As the new premier, he gradually transformed the government into a dictatorship. In 1924 the Socialist deputy Matteotti was murdered. Opposition was put down by an efficient secret police and the Fascist party militia, and the press was regimented. Parliamentary government ended in 1928, and the state economy was reorganized along the lines of the Fascist corporative state. Conflict between church and state was ended by the Lateran Treaty (1929).

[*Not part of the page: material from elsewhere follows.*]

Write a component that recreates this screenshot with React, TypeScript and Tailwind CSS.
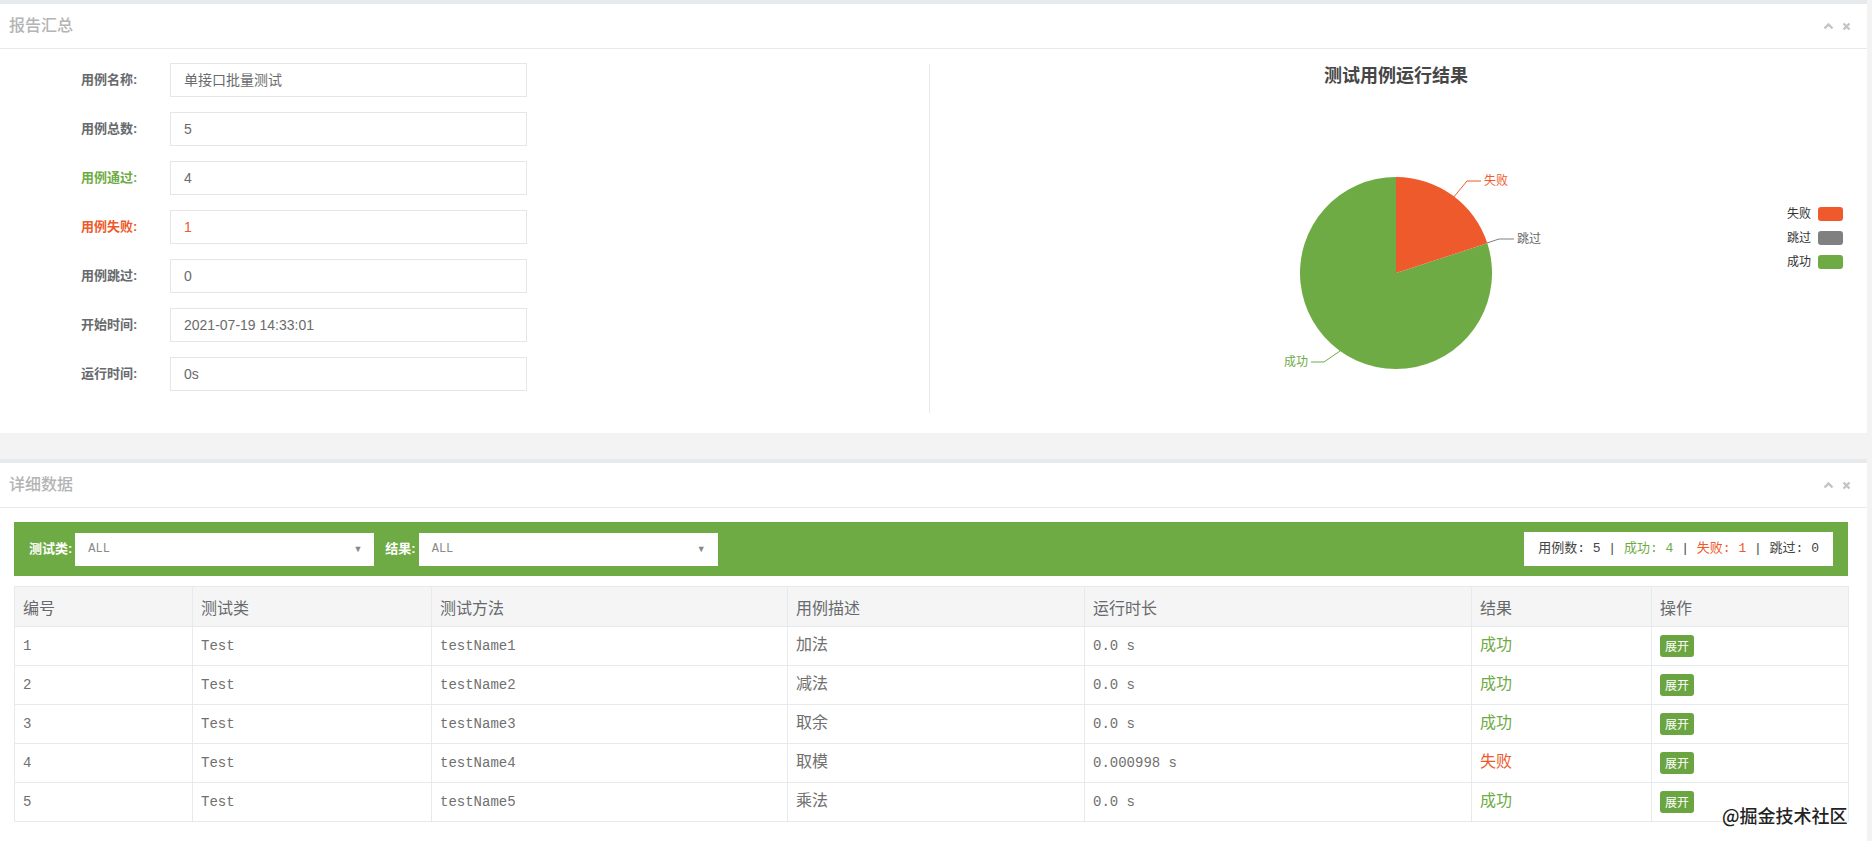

Mussolini was called Duce [leader] by his followers; his official title was “head of the government,” and he held, besides the premiership, as many portfolios as he saw fit. His ambition to restore ancient greatness found expression in grandiloquent slogans and speeches and in the erection of monumental buildings. The encouragement he gave to the already high Italian birth rate, his imperialistic designs, and his incitement of extreme nationalist groups created an explosive situation.
Fateful Alliance with Germany
Mussolini was at first cool to Adolf Hitler and opposed his designs on Austria. However, Mussolini's diplomatic isolation after his attack (1935) on Ethiopia led to a rapprochement with Germany. In 1936, Hitler and Mussolini aided Francisco Franco in the Spanish Civil War; the Rome-Berlin Axis was strengthened by a formal alliance (1939), which Mussolini's son-in-law and foreign minister, Galeazzo Ciano, helped to create.
In 1938, Mussolini allowed Hitler to annex Austria and helped bring about the Munich Pact; in Apr., 1939, he ordered the Italian occupation of Albania. Under German pressure, he inaugurated an anti-Semitic policy in Italy, which found little popular response. The Ethiopian and Spanish wars had diminished the Duce's popularity, and he did not enter World War II until France was falling in June, 1940.
The failure of Italian arms in Greece and Africa and the imminent invasion by the Allies of the Italian mainland at last caused a rebellion within the Fascist party. In July, 1943, the Fascist grand council refused to support his policy—dictated by Hitler—and the king dismissed him and had him placed under arrest. He was freed two months later by a daring German rescue party and became head of the Fascist puppet government set up in N Italy by Hitler.
On the German collapse (Apr., 1945) Mussolini was captured, tried in a summary court-martial, and shot with his mistress, Clara Petacci. Their bodies, brought to Milan, were hanged in a public square and buried in an unmarked grave. Mussolini's body was later removed, and in 1957 it was placed in his family's vault.